In Fallen Dragon, the Resistance (captial “R” or lower-case “r” ?) goes by the unofficial slogan or nickname of “Killboy,” and outdoes the operational security of the spontaneous, semi-organized uprising that Henry Bowman starts in John Ross’ Unintended Consequences — the Thallspring “organization” makes NO attempt to place editorials or classified adverts in the news media, they make NO effort to contact anyone in either Thallspring’s government or in the Zantiu-Braun hierarchy. They do their best to make their hits against Z-B personnel look like accidents, vandalism or uncoordinated attacks by “lone wolves”. As Roderick is wondering if the mission will actually turn a profit, the Resistance’s coup de grace comes as they frame one of Newton’s squaddies for rape.

Platoon 435NK9 (as are all of the Zantiu-Braun squaddies) is confined to barracks after a series of bar brawls involving the squaddies and locals, but Pvt. Hal Grabowski is climbing the walls – Hal just has to get laid, by hook or by crook. One night Grabowski sneaks out of the barracks after lights out, hires a taxi to take him to a “whorehouse” in a residential area. Once there, Hal pays the madam, has his fun, and is back in the barracks before wake-up call. Imagine his surprise when he’s awakened by the local cops, esocrted by Z-B military police, and accused of raping the mayor’s daughter.

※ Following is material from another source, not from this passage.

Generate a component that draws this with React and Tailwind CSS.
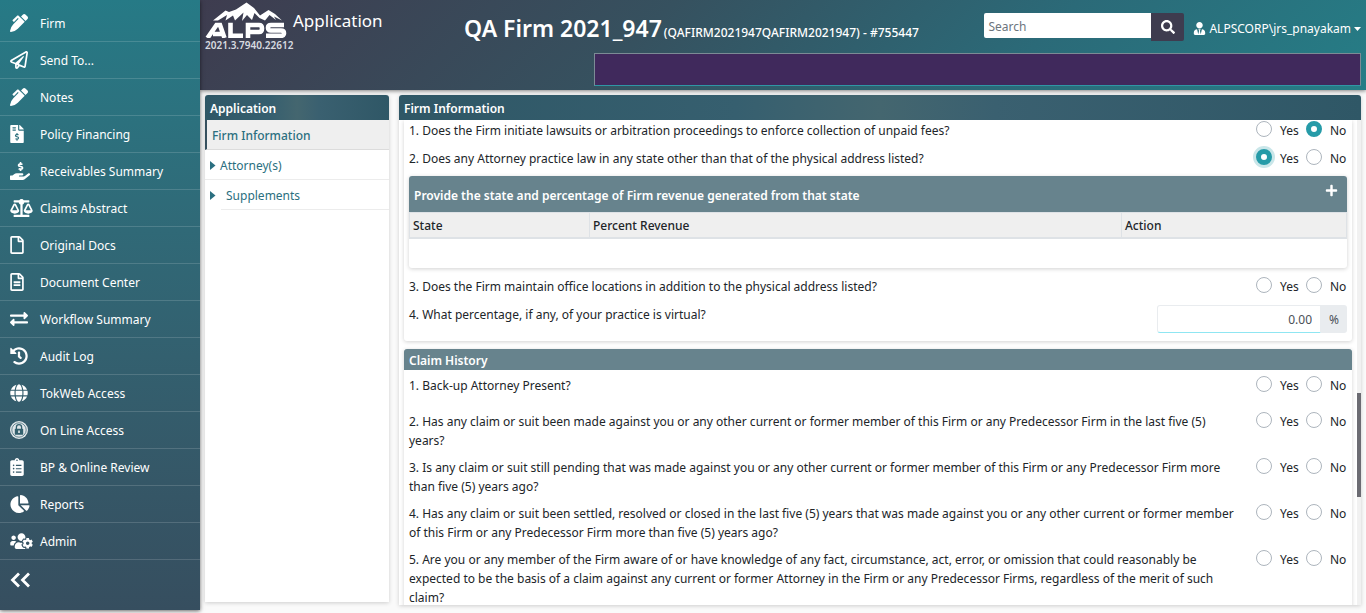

On top of Zantiu-Braun’s official mission, Sgt. Newton has plans of his own. The reason that Newton requested that his platoon be assigned to this mission is that he plans to do a little raiding of his own on the side. It’s after that the Newton gathers the squaddies around and asks them to take part in his private raiding party to the backwater-but-sophisticated town of Arnoon.

As a kid, he always wanted to be the captain of an exploration starship, but his father already had plans for him – plans that involved him staying at home. Add to that the fact that the corporate starship sponsors didn’t see exploration as a big money-maker, so they were cutting back their efforts. Still, Newton wanted to be on a starship, so he ran away from home and signed up with Z-B’s strategic security division to get his foot in the door.

So Newton does a few tours in strategic security and applies to Zantiu-Braun’s starflight academy. He passes the entrance tests, only to be told that there are equally-qualified candidates who have invested more in the company – in essence, “Thanks for your interest, but try again later.” So after twenty years wearing a Skin, he figures that he should be able to come out ahead with his own private stake.


  1. Fallen Dragon Wikipedia page
  2. Summary of Fallen Dragon on the Official Peter F. Hamilton site.


  1. Books originally published in Britain take a while to be released in America (two years on average), and when they do get here, the covers are usually different from the original release.
  2. Considering the distances involved, perhaps I should have used a remote Pacific island for my analogy – the trip from Earth to Thallspring (each way) is fifty days – three days of launching and loading personnel and gear from Earth to low Earth orbit and to Centralis Station at the Earth-Moon L4 point, then 46 days from Centralis to Thallspring.